I'm glad you asked, I had never looked it up before. You can find it at
http://www.msvalves.com/sting.html
I had one of these when I taught Plumbing to the inmates in a prison. Can you imagine what they could do with a Turbo-Torch?
Glenn


----------



## guyod (Jan 14, 2008)

Thanks for the web site. I would love to have one of those in my tool box. I doubt i will ever be about to find a place to rent one of those. Rental places never have the stuff i want. And the stuff i do need are way to much money compared to what they are to buy. a couple days of renting them and i could buy it. maybe not as good of brand but still gets the job done.


----------



## glennjanie (Jan 15, 2008)

If you do that much soldering it would be a great tool to have. Their picture only shows the business end; it comes in a box about 10 X 10 X 36 and has wheels on it. It is very similar to a 'buzz box' welder. It does a good job with any type solder though and is not so quick to burn your flux out before you can get a solder joint made, like a turbo torch does.
I know what you mean about the rental places letting you pay for their equipment. I suppose that's how they make money. You know, it wouldn't be so bad if they replaced some of it once in a while. It seems like about half of their stuff is junk that won't run when you get it to the job.
Glenn


----------



## Hack (Jan 15, 2008)

I had nearly the same situation with my tub vent.  It ran up the middle of the wall, and I needed to get 1/2" copper past it horizontally.  My plumber cut the vent pipe and installed two 22 1/2 degree elbows, pushing the vent toward one side of the space, then drilled out the stud at the opposite edge to run the pipes.  He put nail plates over the pipes to insure that I didn't drive screws into the pipes...

The two elbows weren't perpendicular to the wall, but rather at an angle, so the vent pipe went sideways and backward if that makes any sense...

Unfortunately, I didn't get a picture of that section of the plumbing before I closed up the wall, so I made you a drawing.  This is a cross section of the wall, showing how he moved the vent toward the right, and ran the two 1/2" pipes to the left.


----------



## guyod (Jan 15, 2008)

Glenn:
The tool makes more sense now.  I couldnt grasp how that little thing got soo hot. if they could make a soldering gun and weldier in one for that price then it would be on the top of my wish list.


----------



## ToolGuy (Jan 15, 2008)

guyod said:


> Glenn:
> The tool makes more sense now.  I couldnt grasp how that little thing got soo hot. if they could make a soldering gun and weldier in one for that price then it would be on the top of my wish list.

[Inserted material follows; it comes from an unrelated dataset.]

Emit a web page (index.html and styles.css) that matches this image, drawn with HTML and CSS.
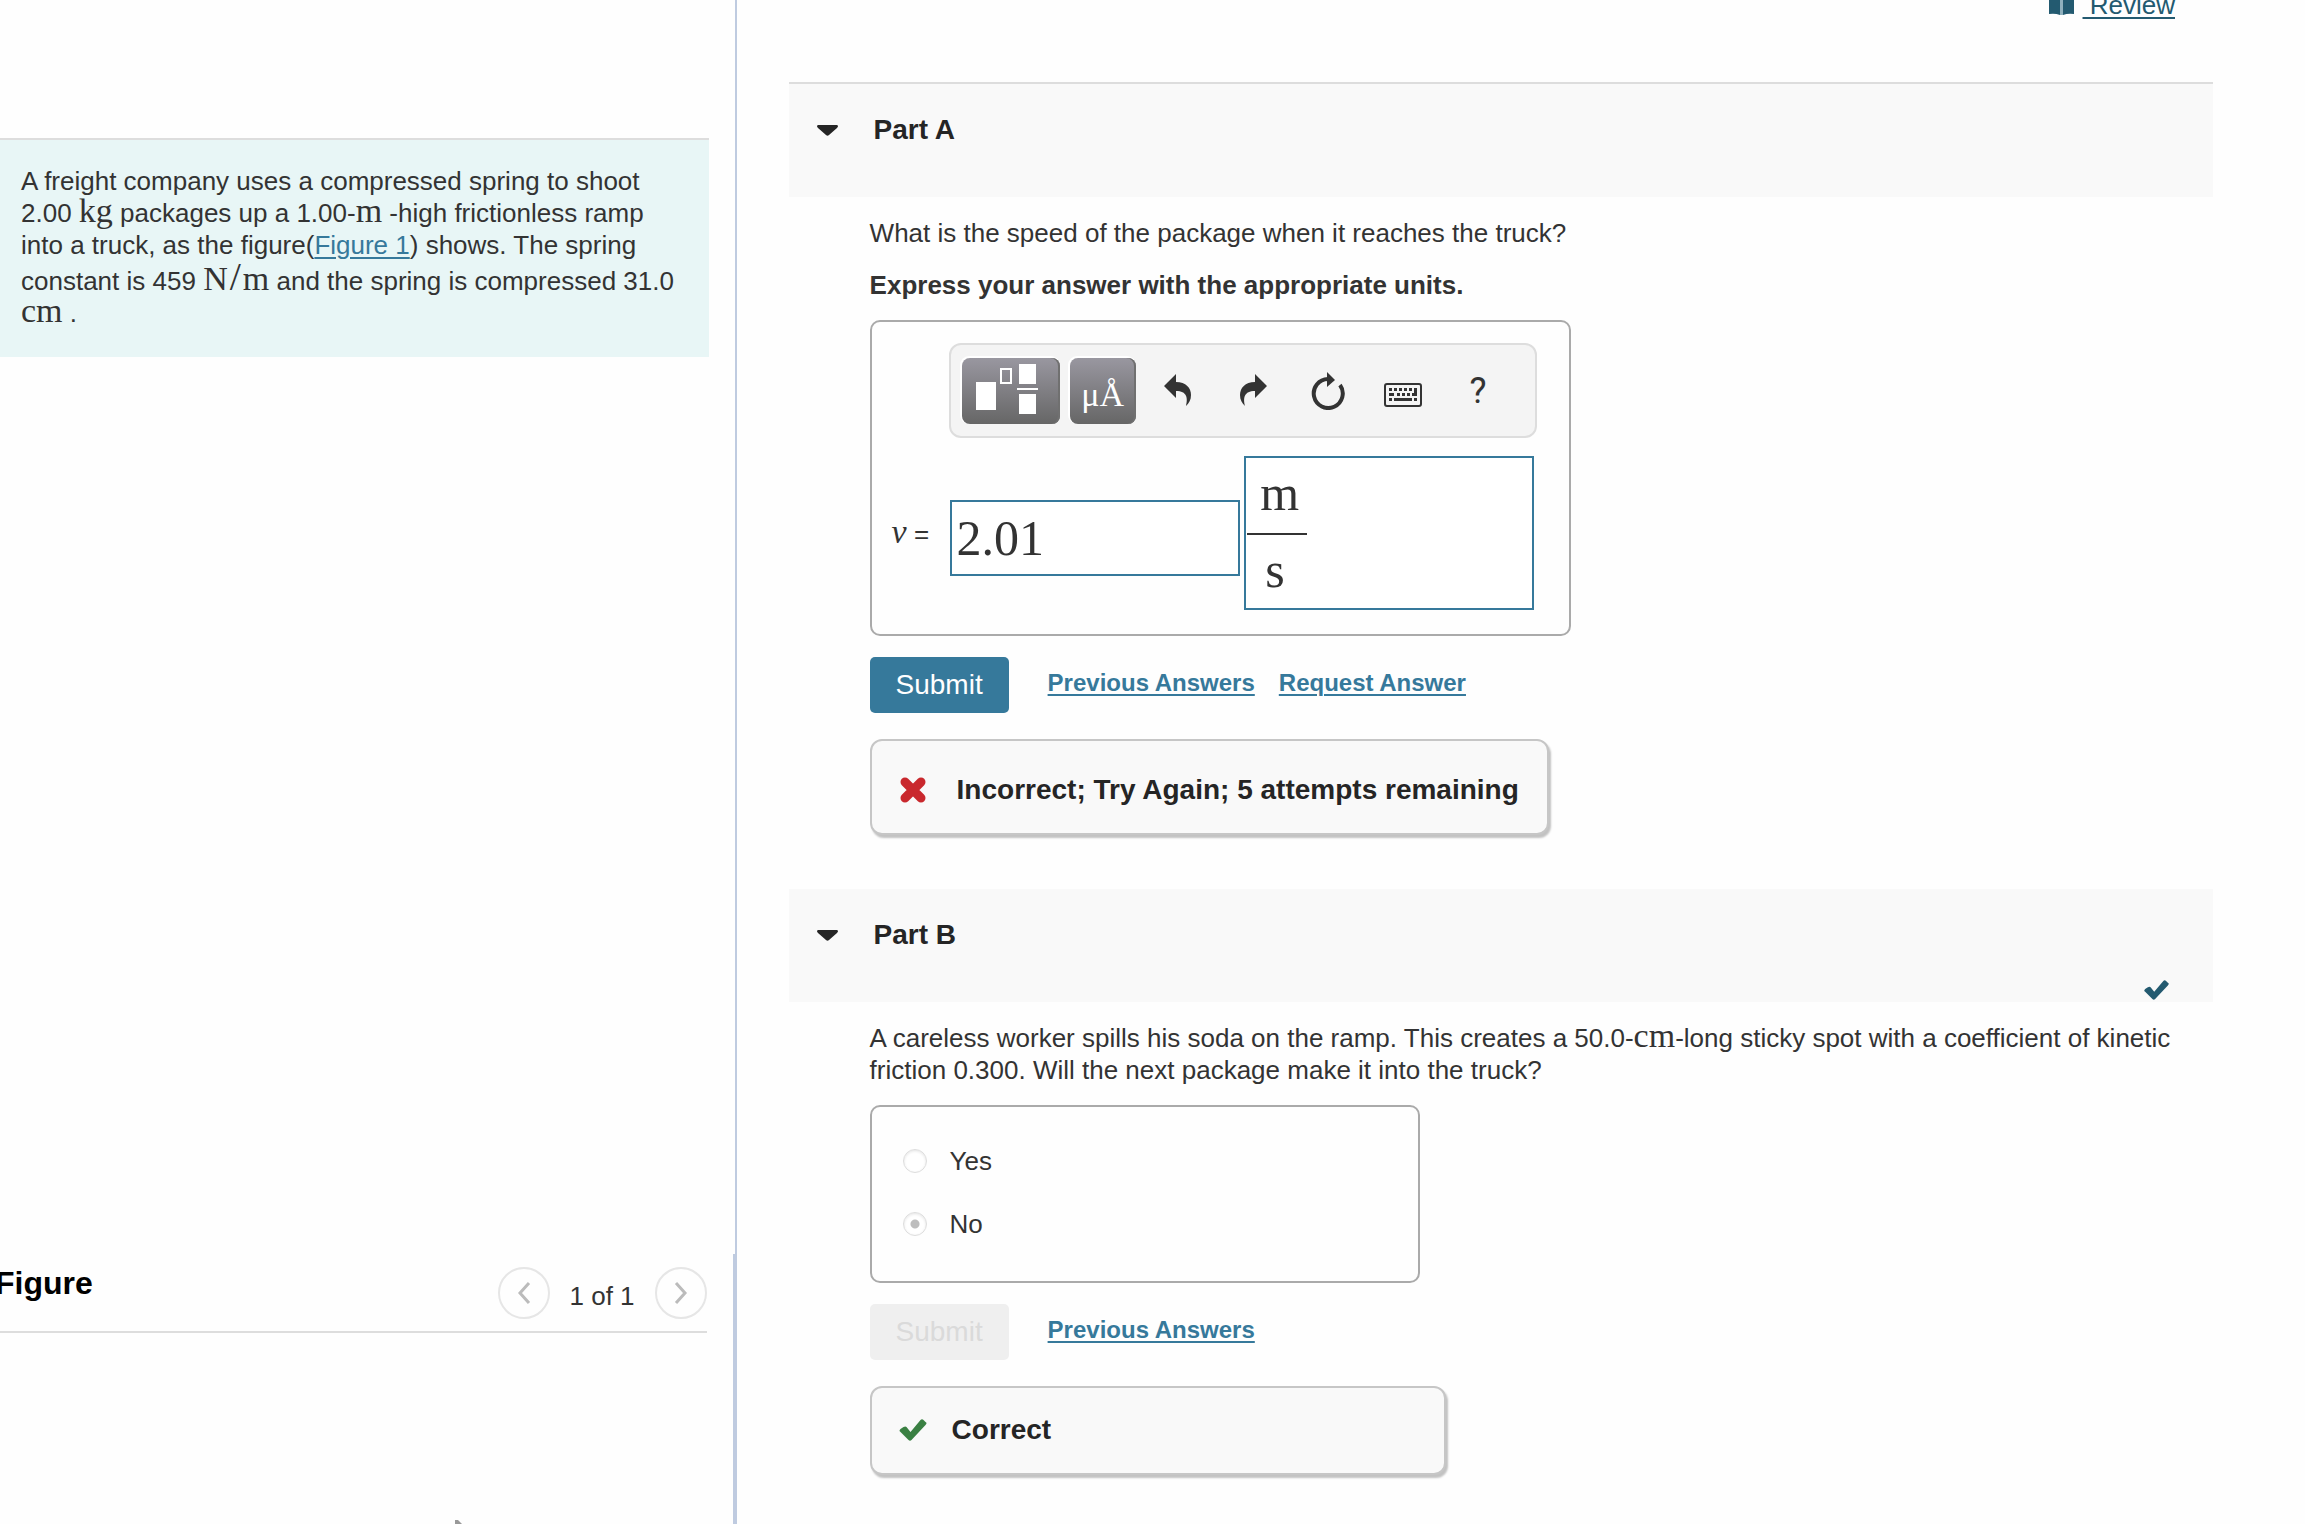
FILE: index.html
```html
<!DOCTYPE html>
<html lang="en">
<head>
<meta charset="utf-8">
<title>Spring and Ramp Problem</title>
<link rel="stylesheet" href="styles.css">
</head>
<body>
<div class="page">
  <aside class="side">
    <section class="side-top">
      <p class="problem">A freight company uses a compressed spring to shoot 2.00 <span class="math">kg</span> packages up a 1.00-<span class="math">m</span> -high frictionless ramp into a truck, as the figure(<a href="#figure">Figure 1</a>) shows. The spring constant is 459 <span class="math">N<span class="slash">/</span>m</span> and the spring is compressed 31.0 <span class="math">cm</span> .</p>
    </section>
    <section class="figure" id="figure">
      <header class="figure-head">
        <h2>Figure</h2>
        <div class="pager">
          <button type="button" class="round" aria-label="Previous figure"><svg width="16" height="24" viewBox="0 0 16 24"><path d="M13 2 4 12l9 10"/></svg></button>
          <span>1 of 1</span>
          <button type="button" class="round" aria-label="Next figure"><svg width="16" height="24" viewBox="0 0 16 24"><path d="M3 2l9 10-9 10"/></svg></button>
        </div>
      </header>
      <svg class="sketch" width="10" height="4" viewBox="0 0 10 4"><path d="M1 0h3l4 4H1z" fill="#999"/></svg>
    </section>
  </aside>

  <main class="work">
    <nav class="top">
      <svg width="25" height="22" viewBox="0 0 25 22"><path d="M0 0h11v22q-5-2-11-1zM14 0h11v21q-6-1-11 1z" fill="#235a70"/><path d="M11 0h3v22h-3z" fill="#8fb0bd"/></svg>
      <a href="#review">&nbsp;Review</a>
    </nav>

    <section class="part">
      <header class="part-head part-head-first">
        <svg width="21" height="11" viewBox="0 0 21 11"><path d="M1 0h19q2 1 0 3l-8 7q-1.500 1.500-3 0L1 3q-2-2 0-3z" fill="#252525"/></svg>
        <h2>Part A</h2>
      </header>
      <div class="part-body">
        <p>What is the speed of the package when it reaches the truck?</p>
        <p class="strong">Express your answer with the appropriate units.</p>
        <div class="answer">
          <div class="toolbar" role="toolbar" aria-label="Equation tools">
            <button type="button" class="tool tool-wide" aria-label="Templates"><svg width="98" height="66" viewBox="0 0 98 66"><g fill="#fff"><path d="M14 24h20v28H14zM57 6h17v20H57zM55 30h21v2H55zM57 36h17v20H57z"/></g><path d="M39 11h10v14H39z" fill="none" stroke="#fff" stroke-width="2"/></svg></button>
            <button type="button" class="tool">μÅ</button>
            <div class="tool-icons">
              <button type="button" aria-label="Undo"><svg width="28" height="33" viewBox="0 0 28 33"><path id="bent" d="M0 12 12 0v8c10 0 15 6 15 13 0 5-2 8-5 11 2-8 1-15-10-15v7z"/></svg></button>
              <button type="button" aria-label="Redo"><svg width="28" height="33" viewBox="0 0 28 33"><use href="#bent" transform="matrix(-1 0 0 1 28 0)"/></svg></button>
              <button type="button" aria-label="Reset"><svg width="34" height="38" viewBox="0 0 34 38"><path d="M17 7A14.500 14.500 0 1 0 29 13" fill="none" stroke="#333" stroke-width="4"/><path d="M16 0l8 8-8 7z"/></svg></button>
              <button type="button" class="low" aria-label="Keyboard"><svg width="38" height="24" viewBox="0 0 38 24"><rect x="1" y="1" width="36" height="22" rx="2" fill="none" stroke="#333" stroke-width="2"/><path d="M5 5h3v3H5zM10 5h3v3h-3zM15 5h3v3h-3zM20 5h3v3h-3zM25 5h3v3h-3zM30 5h3v8h-5v-3h2zM5 10h5v3H5zM13 10h3v3h-3zM18 10h3v3h-3zM23 10h3v3h-3zM5 15h3v3H5zM10 15h18v3H10zM30 15h3v3h-3z"/></svg></button>
              <button type="button" class="help" aria-label="Help">?</button>
            </div>
          </div>
          <div class="entry">
            <label for="value"><i>v</i> =</label>
            <input id="value" class="value" type="text" value="2.01">
            <div class="unit" contenteditable="true" role="textbox" aria-label="Units"><span class="frac"><span class="over">m</span><span class="under">s</span></span></div>
          </div>
        </div>
        <div class="actions">
          <button type="button" class="submit">Submit</button>
          <div class="links"><a href="#previous">Previous Answers</a><a href="#request">Request Answer</a></div>
        </div>
        <div class="feedback wrong">
          <svg width="28" height="28" viewBox="0 0 28 28"><path d="M6 6l16 16M22 6L6 22" stroke="#c9282d" stroke-width="9" stroke-linecap="round"/></svg>
          <span>Incorrect; Try Again; 5 attempts remaining</span>
        </div>
      </div>
    </section>

    <section class="part">
      <header class="part-head">
        <svg width="21" height="11" viewBox="0 0 21 11"><path d="M1 0h19q2 1 0 3l-8 7q-1.500 1.500-3 0L1 3q-2-2 0-3z" fill="#252525"/></svg>
        <h2>Part B</h2>
        <svg class="done" width="25" height="20" viewBox="0 0 27 22"><path d="M0 12q0-1 1-2l3-2q2-1 3 0l4 5L21 1q1.500-1.500 3 0l2 2q2 1 0 3L12 21q-1.500 1.500-3 0L1 13z" fill="#235a70"/></svg>
      </header>
      <div class="part-body">
        <p>A careless worker spills his soda on the ramp. This creates a 50.0-<span class="math">cm</span>-long sticky spot with a coefficient of kinetic friction 0.300. Will the next package make it into the truck?</p>
        <div class="choices">
          <label><input type="radio" name="makes-it" disabled>Yes</label>
          <label><input type="radio" name="makes-it" disabled checked>No</label>
        </div>
        <div class="actions">
          <button type="button" class="submit" disabled>Submit</button>
          <div class="links"><a href="#previous-b">Previous Answers</a></div>
        </div>
        <div class="feedback right">
          <svg width="28" height="22" viewBox="0 0 27 22"><path d="M0 12q0-1 1-2l3-2q2-1 3 0l4 5L21 1q1.500-1.500 3 0l2 2q2 1 0 3L12 21q-1.500 1.500-3 0L1 13z" fill="#3a8043"/></svg>
          <span>Correct</span>
        </div>
      </div>
    </section>
  </main>
</div>
</body>
</html>
```
FILE: styles.css
```css
* { box-sizing: border-box; }

body {
  margin: 0;
  background: #fefefe;
  color: #333;
  font: 26px/32px "Liberation Sans", Arial, sans-serif;
}

h2, p { margin: 0; }
h2 { font-size: 28px; line-height: 32px; color: #252525; }
a { color: #36799b; text-decoration-thickness: 2px; text-underline-offset: 3px; }
button, input { font: inherit; }
button { border: 0; padding: 0; background: none; color: #333; }
svg { display: block; flex: none; }

.page {
  display: grid;
  grid-template-columns: calc(32% - 1px) 1fr;
  min-height: 100vh;
}

.math {
  display: inline-block;
  font-family: "Liberation Serif", serif;
  font-size: 34px;
  line-height: 28px;
}
.slash { margin: 0 2px; font-size: 40px; line-height: 32px; }

/* Left column */
.side { display: flex; flex-direction: column; height: 100vh; overflow: hidden; }
.side-top {
  flex: 1;
  padding: 138px 26px 0 0;
  border-right: 2px solid #bfcbe0;
}
.problem {
  padding: 25px 24px 28px 21px;
  border-top: 2px solid #ddd;
  background: #e8f6f6;
}
.figure {
  display: flex;
  flex-direction: column;
  height: 270px;
  padding-right: 26px;
  border-right: 4px solid #bfcbe0;
}
.figure-head {
  display: flex;
  justify-content: space-between;
  height: 79px;
  padding-top: 13px;
  border-bottom: 2px solid #ddd;
}
.figure-head h2 { margin-left: -5px; font-size: 32px; color: #000; }
.pager { display: flex; gap: 20px; }
.pager span { padding-top: 13px; }
.round {
  display: grid;
  place-items: center;
  width: 52px;
  height: 52px;
  border: 2px solid #e6e6e6;
  border-radius: 50%;
}
.round path { fill: none; stroke: #bbb; stroke-width: 3; }
.sketch { margin: auto 0 0 454px; }

/* Right column */
.work { padding: 0 92px 46px 52px; }
.top {
  display: flex;
  justify-content: flex-end;
  gap: 9px;
  height: 93px;
  margin-top: -11px;
  padding-right: 38px;
}
.top svg { margin-top: 4px; }
.top a { color: #235a70; }

.part-head {
  position: relative;
  display: flex;
  align-items: center;
  gap: 36px;
  padding: 30px 28px 51px;
  background: #f9f9f9;
}
.part-head-first { border-top: 2px solid #ddd; }
.done { position: absolute; right: 44px; bottom: 2px; }
.part-body { padding: 20px 0 54px 81px; }
.strong { margin-top: 20px; font-weight: bold; }

.answer, .choices {
  width: fit-content;
  margin-top: 19px;
  border: 2px solid #aaa;
  border-radius: 10px;
}
.answer { padding: 21px 32px 24px 20px; }
.toolbar {
  display: flex;
  align-items: center;
  width: 588px;
  height: 95px;
  margin-left: 57px;
  padding-left: 11px;
  border: 2px solid #ddd;
  border-radius: 12px;
  background: #f4f4f4;
}
.tool {
  width: 66px;
  height: 66px;
  margin-right: 10px;
  border-radius: 8px;
  background: linear-gradient(#9997a0, #666);
  box-shadow: -1px -1px 0 1px #fff, inset -2px 0 0 #707070;
  color: #fff;
  font: 34px/66px "Liberation Serif", serif;
  padding-top: 4px;
}
.tool-wide { width: 98px; padding-top: 0; }
.tool-icons { display: flex; margin-left: -5px; }
.tool-icons button { display: grid; place-items: center; width: 75px; height: 66px; }
.tool-icons svg { fill: #333; }
.tool-icons .low { padding-top: 8px; }
.tool-icons .help { font: 36px/60px Roboto, sans-serif; }

.entry { display: flex; align-items: center; margin-top: 18px; }
.entry label { width: 58px; }
.entry i { font-family: "Liberation Serif", serif; font-size: 34px; line-height: 32px; }
.value, .unit {
  width: 290px;
  border: 2px solid #36799b;
  background: #fff;
  color: #333;
  font: 50px/56px "Liberation Serif", serif;
}
.value { height: 76px; margin: 10px 4px 0 0; padding: 0 5px; }
.unit { height: 154px; padding: 7px 1px; }
.frac { display: inline-flex; flex-direction: column; width: 60px; text-align: center; }
.over { padding-left: 6px; }
.under { margin-top: 12px; padding: 7px 3px 0 0; border-top: 2px solid #333; }

.actions { display: flex; align-items: center; gap: 39px; margin-top: 21px; }
.submit {
  width: 139px;
  height: 56px;
  border-radius: 5px;
  background: #36799b;
  color: #fff;
  font-size: 28px;
}
.submit:disabled { background: #efefef; color: #dadada; }
.links { display: flex; gap: 24px; padding-bottom: 4px; font-size: 24px; font-weight: bold; line-height: 28px; }

.feedback {
  display: flex;
  align-items: center;
  width: fit-content;
  margin-top: 26px;
  border: 2px solid #c6c6c6;
  border-radius: 12px;
  background: #f9f9f9;
  box-shadow: 2px 3px 2px #c2c2c2;
  color: #252525;
  font-size: 28px;
  font-weight: bold;
}
.wrong { gap: 30px; padding: 33px 28px 27px 27px; }
.right { gap: 25px; min-width: 576px; padding: 26px 28px 27px 27px; }

.choices { display: grid; gap: 31px; width: 550px; padding: 38px 31px 41px; }
.choices label { display: flex; align-items: center; gap: 23px; }
.choices input {
  appearance: none;
  width: 24px;
  height: 24px;
  margin: 0;
  border: 1px solid #ddd;
  border-radius: 50%;
  background: #fff;
  box-shadow: inset 0 1px 3px #e4e4e4;
}
.choices input:checked { background: radial-gradient(circle, #bdbdbd 4px, #fff 5px); }
```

If I had one I'd have to switch back to my old tin lunch box. Hot sandwiches!


----------



## knewshound (Jan 27, 2008)

Well, thanks to some suggestions, I think I pulled it off.







[/URL][/IMG]

Thanks for the help guys.

Cheers,

knewshound

See the whole project at http://www.houserepairtalk.com/showthread.php?t=3471


----------



## travelover (Jan 28, 2008)

knewshound said:


> Well, thanks to some suggestions, I think I pulled it off.



Good job! You make it look easy.


----------



## Hack (Jan 28, 2008)

Nicely done!  Glad we could help.  Looks like you've made some good progress after reading the other thread!


----------